I also design new eco-seawalls and artificial coral reefs to protect coastlines from rising sea levels and storm surges while reviving essential marine ecosystems.

What questions are you hoping to answer during your career as an ocean engineer and researcher?

GY:

How does the ocean support so much biodiversity? More than 70 percent of our planet is covered by water, producing more than half the oxygen we breathe, storing more carbon dioxide than all terrestrial plant life and feeding billions of humans. And yet 95 percent of our ocean remains unexplored and essentially unknown. 

The problem we are facing today is that we are destroying so many of the ocean’s ecosystems before we even know they exist. We can learn a lot about how to stay alive and thrive by studying the oceanic habitats, leading to unforeseeable discoveries and scientific advancements.

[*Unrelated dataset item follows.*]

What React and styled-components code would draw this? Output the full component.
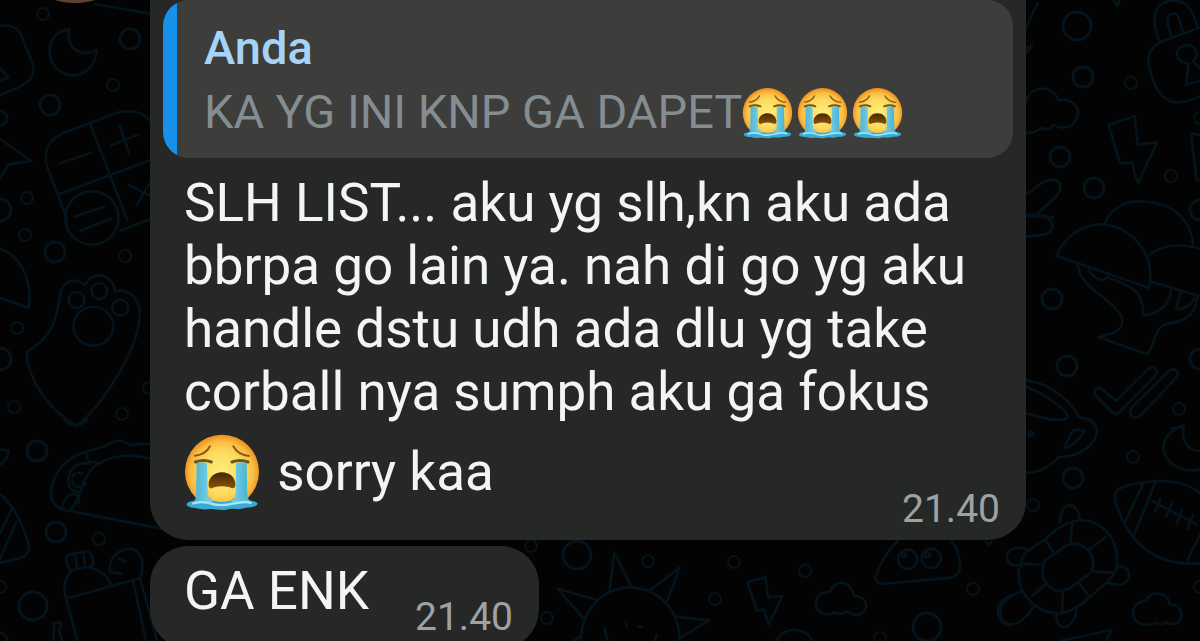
import React from 'react';
import styled, { createGlobalStyle } from 'styled-components';

const GlobalStyle = createGlobalStyle`
  * {
    box-sizing: border-box;
  }
  body {
    margin: 0;
    background-color: #030303;
    font-family: Roboto, 'Liberation Sans', sans-serif;
  }
  p {
    margin: 0;
  }
`;

const Chat = styled.main`
  position: relative;
  height: 100vh;
  overflow: hidden;
`;

const StyledWallpaper = styled.svg`
  position: absolute;
  top: 0;
  left: 0;
  width: 100%;
  height: 100%;
  fill: none;
  stroke: #04131c;
  stroke-width: 8;
  stroke-linecap: round;
  stroke-linejoin: round;
`;

const Messages = styled.div`
  position: relative;
  display: flex;
  flex-direction: column;
  align-items: flex-start;
  gap: 6px;
  padding: 0 14% 0 12.5%;
`;

const Bubble = styled.article`
  max-width: 876px;
  padding-bottom: 7px;
  background-color: #262827;
  border-radius: ${props => props.$continued ? '0 0 38px 38px' : '38px'};
`;

const Quote = styled.blockquote`
  margin: 0 13px;
  padding: 16px 26px 14px 41px;
  background: linear-gradient(to right, #1791ea 14px, #3d3d3b 14px);
  border-radius: 26px;
  line-height: 64px;
`;

const Author = styled.p`
  color: #a5d4f7;
  font-size: 47px;
  font-weight: 500;
`;

const QuoteText = styled.p`
  color: #848d91;
  font-size: 47px;
`;

const Body = styled.div`
  display: ${props => props.$short ? 'flex' : 'grid'};
  justify-content: space-between;
  align-items: end;
  gap: 46px;
  padding: 14px 26px 0 34px;
  > * {
    grid-area: 1 / 1;
  }
`;

const Text = styled.p`
  padding-bottom: ${props => props.$short ? '18px' : '22px'};
  color: #f3f5f5;
  font-size: 53px;
  line-height: 63px;
`;

const Time = styled.time`
  justify-self: end;
  color: #a0a2a2;
  font-size: 39px;
  line-height: 48px;
`;

const StyledEmoji = styled.svg`
  width: ${props => props.$large ? '76px' : '51px'};
  height: ${props => props.$large ? '78px' : '52px'};
  margin: ${props => props.$large ? '9px 4px 0 0' : '0 4px 0 0'};
  vertical-align: ${props => props.$large ? '-21px' : '-11px'};
`;

function Emoji({ large }) {
  return (
    <StyledEmoji $large={large} viewBox="102 66 228 234" role="img" aria-label="😭">
      <defs>
        <radialGradient id="face" cx="50%" cy="52%" r="52%">
          <stop offset="0" stopColor="#fff07a" />
          <stop offset=".55" stopColor="#fbdc60" />
          <stop offset=".82" stopColor="#f9bd42" />
          <stop offset="1" stopColor="#ee8d1c" />
        </radialGradient>
        <linearGradient id="mouth" x1="0" y1="0" x2="0" y2="1">
          <stop offset="0" stopColor="#4a2503" />
          <stop offset="1" stopColor="#87540c" />
        </linearGradient>
        <linearGradient id="tear" x1="0" y1="0" x2="1" y2="0">
          <stop offset="0" stopColor="#48b2d2" />
          <stop offset=".5" stopColor="#9ce3ef" />
          <stop offset="1" stopColor="#3eaed0" />
        </linearGradient>
      </defs>
      <circle cx="216" cy="182" r="111" fill="url(#face)" />
      <path d="M135 134Q167 131 180 106M250 106Q264 132 297 135" fill="none" stroke="#8d5a15" strokeWidth="6" strokeLinecap="round" />
      <path d="M136 153Q162 144 184 153M246 153Q270 144 294 153" fill="none" stroke="#6d5423" strokeWidth="9" strokeLinecap="round" />
      <path d="M112 276C120 268 132 273 140 264C148 250 176 251 184 266C199 274 233 274 247 266C256 251 285 251 293 264C301 272 314 267 322 276C326 285 306 290 286 290C264 298 245 290 229 296C209 299 190 292 174 295C151 297 143 290 126 290C112 287 106 282 112 276Z" fill="#39a9d5" />
      <path d="M140 157Q155 151 171 157L173 250Q177 266 190 272Q157 281 130 272Q140 265 138 250ZM258 157Q272 151 290 157L292 250Q292 265 302 272Q275 281 242 272Q257 264 257 249Z" fill="url(#tear)" />
      <path d="M176 225C174 199 194 184 216 184S258 199 256 225C254 234 246 233 239 229Q216 222 193 229C185 234 178 234 176 225Z" fill="url(#mouth)" />
      <path d="M130 277Q159 269 184 278T249 278T302 276" fill="none" stroke="#a9e6f2" strokeWidth="7" strokeLinecap="round" />
    </StyledEmoji>
  );
}

// [x, y, r] of the loose bubbles between the doodles
const dots = [
  [43, 14, 6], [130, 39, 10], [113, 85, 6], [50, 105, 10], [0, 118, 7], [27, 198, 6], [0, 210, 11],
  [25, 235, 6], [55, 252, 10], [125, 256, 6], [17, 328, 6], [0, 359, 11], [14, 407, 6], [122, 414, 6], [149, 388, 6],
  [37, 451, 10], [56, 532, 10], [99, 539, 6], [33, 606, 14], [0, 587, 6], [0, 640, 7],
  [1077, 26, 14], [1083, 77, 10], [1131, 83, 6], [1060, 157, 10], [1094, 188, 10], [1171, 176, 6], [1200, 118, 6],
  [1052, 299, 10], [1067, 366, 10], [1179, 409, 6], [1200, 210, 10], [1200, 359, 10], [1133, 457, 6],
  [1073, 478, 10], [1033, 505, 6], [1200, 587, 6],
  [531, 546, 6], [577, 555, 14], [648, 561, 6], [734, 562, 6], [805, 571, 6], [715, 599, 6], [547, 618, 6],
  [973, 589, 6], [927, 627, 14], [880, 638, 6],
];

function Wallpaper() {
  return (
    <StyledWallpaper viewBox="0 0 1200 641" preserveAspectRatio="xMidYMin slice" aria-hidden="true">
      <circle cx="75" cy="-65" r="68" fill="#60402f" stroke="none" />
      {dots.map(([x, y, r]) => <circle key={`${x}-${y}`} cx={x} cy={y} r={r} style={{ strokeWidth: r > 6 ? 3 : 2 }} />)}
      {/* calculator, moon, message */}
      <g transform="scale(.3333)">
        <path d="M285 12L448 41M0 78C45 70 62 93 72 128L99 192C104 234 84 249 57 261L0 286M0 207L26 232L0 243" />
        <path d="M208 88C168 91 147 124 149 159C153 202 187 225 222 226C260 224 287 193 291 150C240 174 196 144 208 88Z" />
        <path d="M0 417L94 483L25 493L0 535" />
        <path d="M450 362C425 332 381 326 339 343L199 395C148 414 130 446 140 496L202 660M271 373L382 660M177 583L450 481" />
        <path d="M181 490L273 458M331 437L416 403M358 375L389 463M387 555L450 587M450 548L410 617M222 650L311 621" />
        <circle cx="276" cy="654" r="80" />
        <path d="M240 693L332 656M360 692L450 658" />
      </g>
      {/* paw, melon */}
      <g transform="translate(0 210) scale(.3333)">
        <path d="M0 116C67 139 98 221 86 293L0 264" />
        <path d="M80 426C158 382 170 326 180 257C185 213 222 199 255 226C276 181 340 187 345 244C390 234 426 269 418 328C408 433 301 592 230 648C148 603 82 510 80 426Z" />
        <ellipse cx="280" cy="349" rx="60" ry="58" />
        <circle cx="230" cy="270" r="24" />
        <circle cx="298" cy="243" r="24" />
        <circle cx="361" cy="293" r="24" />
      </g>
      {/* taco, bottle, cone */}
      <g transform="translate(0 420) scale(.3333)">
        <path d="M192 0Q227 29 262 0M0 88L26 92Q24 117 0 134M0 221C45 260 67 313 84 366C94 398 75 410 54 416L0 428M36 266L0 340M50 303L0 417" />
        <path d="M184 268C145 251 149 210 166 170C187 124 223 106 260 95C285 88 302 84 325 73C348 57 369 59 390 76Q413 68 450 72M184 268L500 329M213 267C248 230 238 185 281 141C326 104 393 100 450 116M260 95Q257 119 270 125Q290 122 295 135M270 130C217 124 200 160 207 200Q213 213 237 216M184 268Q194 225 218 222Q244 226 236 250" />
        <path d="M247 160A22 22 0 1 0 258 188" strokeDasharray="13 9" />
        <path d="M205 447L198 415Q199 404 211 403L262 395Q274 396 276 410L280 431Q278 439 268 440L216 450ZM226 406L231 442M250 401L255 438M215 452C200 468 189 488 194 518L232 663M269 443C303 450 322 466 332 492M201 535L420 475M330 453C327 407 361 383 399 387C431 403 433 444 420 475L472 663M400 486L438 663M354 414L375 424M330 456L363 461M160 608L185 608L177 630L187 663M163 610L160 663" />
      </g>
      {/* lock, bolt, cloud */}
      <g transform="translate(1000) scale(.3333)">
        <path d="M80 80L112 10M80 145Q96 129 95 139L80 160M340 0L353 17L360 0M478 121C456 69 455 15 503 4C550-6 575 16 592 80M600 83L490 123Q439 145 446 191C454 233 470 277 499 298Q527 320 600 290M513 106L503 70C498 37 532 30 537 58L549 95" />
        <path d="M567 190C531 190 521 155 544 140C571 125 593 145 589 170L580 184L600 205M567 190L557 256L600 242" />
        <path d="M80 305C88 253 163 253 175 302C212 290 245 323 230 355C220 384 182 389 162 375Q142 395 123 384Q101 402 80 398" />
        <path d="M326 375L404 348L413 433L471 427L415 548Q407 542 398 489L360 490ZM600 405L573 401L590 541L600 541" />
        <path d="M80 581L95 574C137 531 166 533 180 551C190 583 148 606 111 643L160 653M80 645L111 643" />
      </g>
      {/* umbrellas, ticks */}
      <g transform="translate(1000 210) scale(.3333)">
        <path d="M80 17L137 20C169 42 161 67 130 74L80 80" />
        <path d="M170 137C198 71 254 40 313 43C403 55 468 139 447 234ZM315 39C337-17 391-31 445-24C529-17 575 40 579 103M450 134C489 103 541 100 600 116M450 214L600 259" />
        <path d="M233 165C244 239 333 261 365 319C376 366 334 369 296 382L440 433C463 418 462 347 502 341C546 335 585 324 592 263M265 175C280 207 309 219 325 200M332 206C391 230 427 233 431 317C473 312 511 285 513 237M541 248L528 298C560 297 574 282 584 264" />
        <path d="M288 559C274 529 301 532 310 541L348 573L443 479C462 459 482 486 461 502L355 609Q344 615 337 607ZM397 590L505 484C526 470 544 484 526 506L420 618C399 633 380 611 397 590Z" />
        <path d="M80 511C157 522 218 579 236 622Q277 625 288 654M80 531C137 553 210 604 201 624C181 638 130 625 80 611" />
      </g>
      {/* fish, turtle, football */}
      <g transform="translate(1000 420) scale(.3333)">
        <path d="M80 158C114 159 153 139 177 111C239 113 294 70 290 28Q286 7 270 0M194 81L216 36Q221 26 252 32Q238 65 202 83ZM515 25Q536 25 554 18" />
        <circle cx="93" cy="42" r="7" fill="#04131c" />
        <path d="M552 16C513 27 486 59 491 91C506 142 550 157 600 149M552 16C542 64 565 92 600 93" />
        <path d="M76 398L135 359C176 318 219 293 266 303C327 319 359 376 350 448Q340 470 323 485L269 532C221 575 179 594 125 569C69 539 41 479 64 427Q66 411 76 398Z" />
        <path d="M136 419L199 378C237 357 285 391 279 440Q275 459 257 470L207 506C161 530 117 486 130 435Q132 425 136 419M217 307L211 370M135 359L162 400M64 430L126 435M97 528L134 495M188 516L187 579M236 486L267 530M279 454L339 458M267 389L317 351" />
        <path d="M181 308C177 245 232 234 240 301M80 388C30 371 4 410 32 433L66 440M350 439C400 435 397 489 359 495L325 489M169 580C163 636 221 638 230 568M66 514C20 530-5 556 2 591C26 630 64 615 100 562M180 663L335 630L318 663" />
        <path d="M600 219C547 177 472 175 386 196C352 203 340 215 346 247C374 330 433 443 600 430M431 187L376 304M466 187L400 352M457 243L589 313M482 235L466 275M515 251L499 290M547 268L531 309M579 286L562 326M600 344L562 421" />
        <path d="M414 609C387 582 397 545 440 542C447 510 504 512 509 553C542 550 558 591 531 609Q507 617 496 606Q480 619 468 608Q446 620 414 609Z" />
      </g>
      {/* sun, bolt, cloud, ghost */}
      <g transform="translate(530 500) scale(.3333)">
        <path d="M153 423C154 332 213 264 302 262C393 268 447 330 449 423M238 273L253 159L304 260M362 269L450 202L411 304M438 350L538 361L450 413M160 355L82 266L202 300M130 423L150 409M225 383Q225 405 234 423M380 405L374 423M288 368L290 378M325 380L336 380" />
        <path d="M652 247L706 231L714 291L757 288L716 373L702 328L681 332Z" />
        <path d="M872 337C846 319 854 276 900 275C915 234 966 242 971 286C1015 288 1021 333 987 344Q967 347 951 334Q936 348 914 337Q893 350 872 337Z" />
        <path d="M1107 120C1070 154 1046 196 1036 234Q1036 247 1058 252L1265 233Q1292 224 1290 195Q1286 145 1263 120M740 423C754 378 829 378 848 423M1367 125L1377 136L1384 125M1440 287Q1402 301 1404 343Q1413 372 1440 377" />
        <circle cx="1133" cy="178" r="29" />
        <circle cx="1204" cy="175" r="29" />
        <circle cx="1122" cy="166" r="7" />
        <circle cx="1192" cy="164" r="7" />
      </g>
    </StyledWallpaper>
  );
}

export default function App() {
  return (
    <>
      <GlobalStyle />
      <Chat>
        <Wallpaper />
        <Messages>
          <Bubble $continued>
            <Quote>
              <Author>Anda</Author>
              <QuoteText>KA YG INI KNP GA DAPET<Emoji /><Emoji /><Emoji /></QuoteText>
            </Quote>
            <Body>
              <Text>
                SLH LIST... aku yg slh,kn aku ada bbrpa go lain ya. nah di go yg aku
                handle dstu udh ada dlu yg take corball nya sumph aku ga fokus{' '}
                <Emoji large /> sorry kaa
              </Text>
              <Time>21.40</Time>
            </Body>
          </Bubble>
          <Bubble>
            <Body $short>
              <Text $short>GA ENK</Text>
              <Time>21.40</Time>
            </Body>
          </Bubble>
        </Messages>
      </Chat>
    </>
  );
}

What are some of your big goals with this work?

GY:

We face big existential ocean-related problems, and I'd like to help develop solutions for them. Overfishing, acidification, pollution and warming temperatures are destroying the ocean’s ecosystems and affecting humans by diminishing a vital food supply, shifting weather patterns and accelerating sea-level rise. Quite simply, if we don't know or understand the problems, we can't fix them.

Have you found any unexpected overlaps between the research at CERN and the research on a submarine?

GY:

Vision isn’t a good way to see the underwater world. The ocean is pitch black in most of its volume, and the creatures don’t rely on vision. They feel currents with their skin, use sound and can read the chemicals in the water to smell food. It would make sense for humans to use sensors that do that same thing. 

Physicists faced this same challenge and found other ways to characterize subatomic particles and the celestial bodies without relying on vision. Ocean sciences are moving in this same direction.

What do you think ocean researchers and particle physicists can learn from each other?

GY:

I think we already know it: That is, we can only solve big problems by working together. I'm convinced that only by working together across disciplines, ethnicities and nationalities can we survive as a species. 

Of course, the physical sciences are integral to everything related to ocean engineering, but it's really CERN's problem-solving methodology that's most inspiring and applicable. CERN was created to solve big problems by combining the best of human learning irrespective of nationality, ethnicity or discipline. Our Pisces VI deep sea submarine team is multidisciplinary, multinational and—just like CERN—it's focused on exploring the unknown that's essential to life as we know it.